The shapes of the supporting areas of a packaging tray according to the invention can be downward convex spherical surfaces as in the embodiments illustrated, or other downward convex shaped surfaces of revolution or other surfaces convex in all their vertical cross sections and which, owing to the convexity of their central area yield by buckling when loaded and form, after buckling, downward concave supporting surfaces which almost follow the shapes of the fruit. The stiffness of the material and the radius of curvature of the supporting area are selected so that the weakest force under which the supporting area yields by buckling is less than 10 N. The thickness of the material of the packaging tray can then be substantially equal all over, as in the embodiments illustrated, or the central parts of the supporting areas can be thinner and thereby less stiff than the other parts of the packaging tray. The rigidity of the central parts of the supporting areas of an evenly thick packaging tray can also be less than that of the other parts of the packaging tray because they have perforations or cuts.

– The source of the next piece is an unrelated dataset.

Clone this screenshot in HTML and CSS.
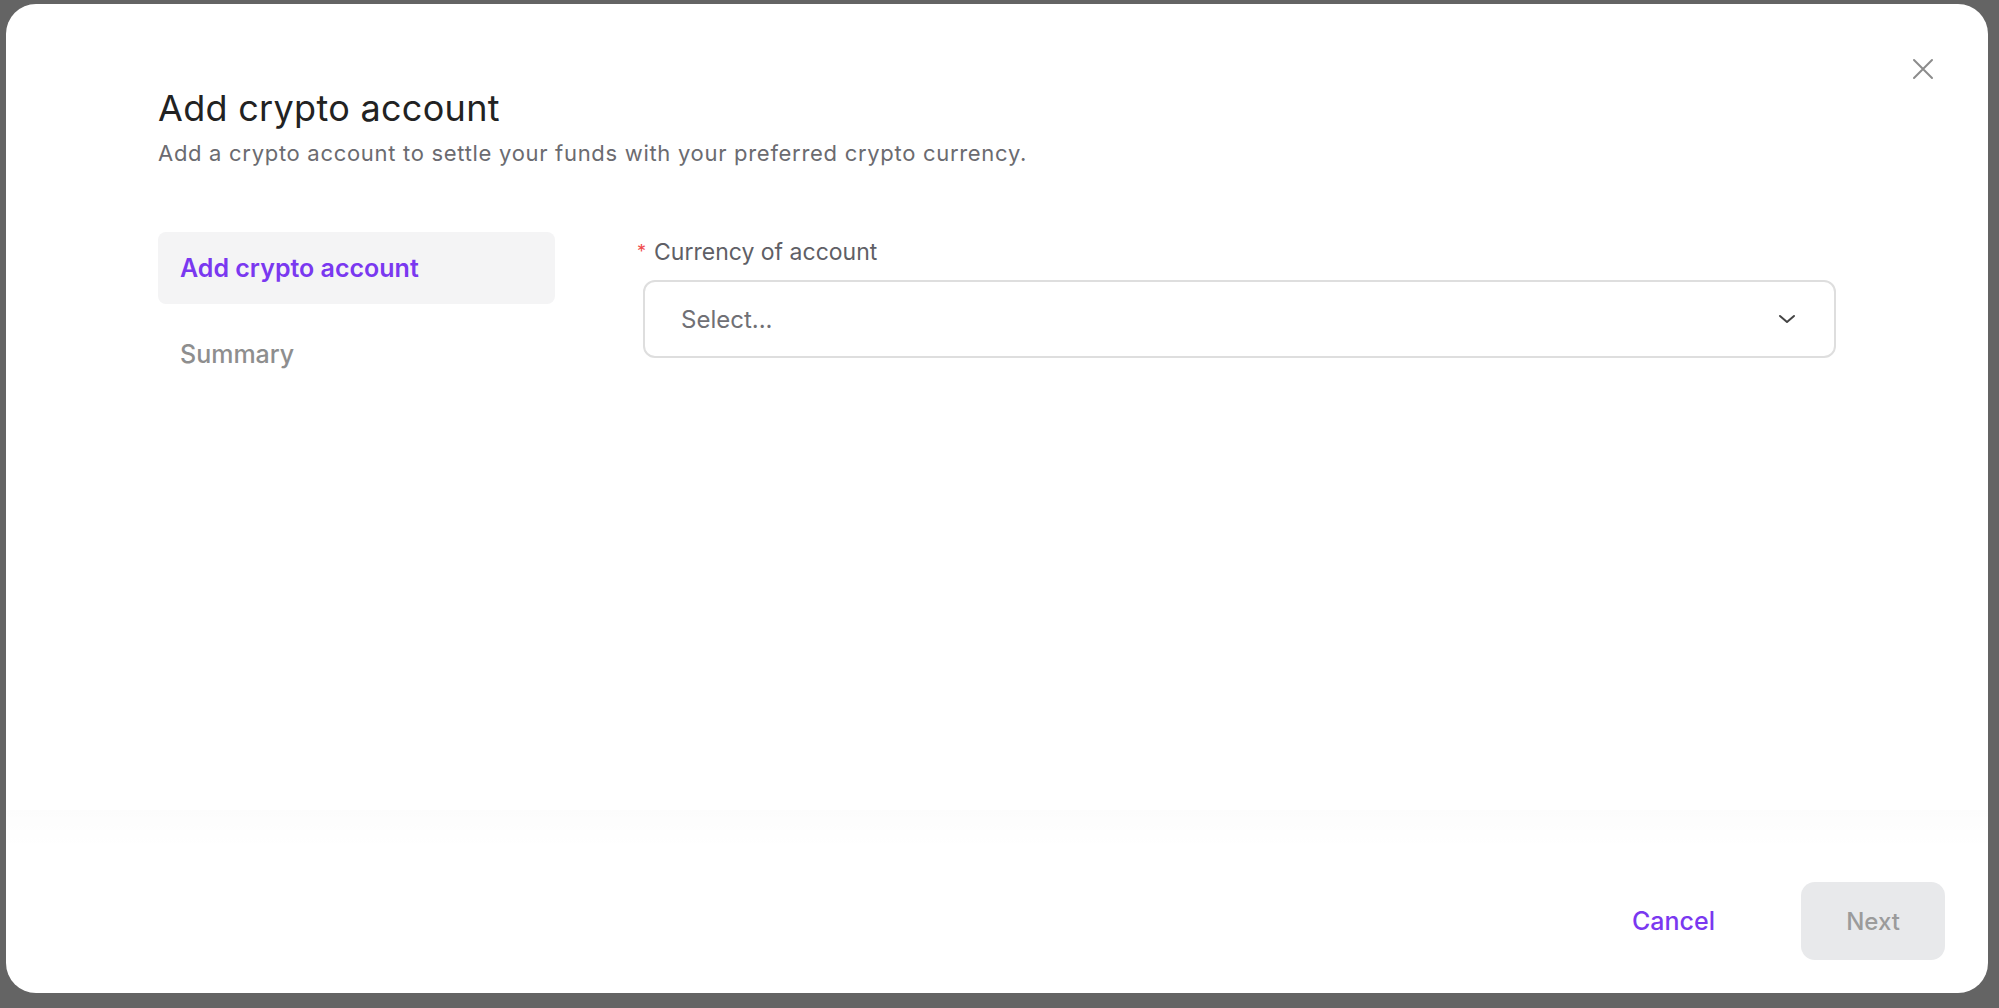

In the supporting areas 5, 25 of a packaging tray for fruit according to the invention, some parts of the edge area which are close to the boundary lines 11, 12, 13, 14, 31, 32, 33, 34 of the depressions for fruit can deviate from the otherwise uniform shape of the supporting area and extend considerably higher than the other parts or to the same height as the highest points (15, 35) situated on the ridges between the fruit depressions (1, 2, 21, 22).
FIG. 7 shows two trays according to the embodiment shown in FIGS. 1-3 placed on top of each other and having fruits 41 and 42 inserted in fruit depressions 1 and 2 respectively of the lower tray. Fruit 42 is of such a size that the lowermost point 6 of the support area 5 of the upper tray just touches the top portion 44 of fruit 42 without deforming. Fruit 41 is so much larger that its top portion 43 forces the corresponding support area 5 to yield from its normal downwardly convex shape to an upwardly convex shape, as indicated.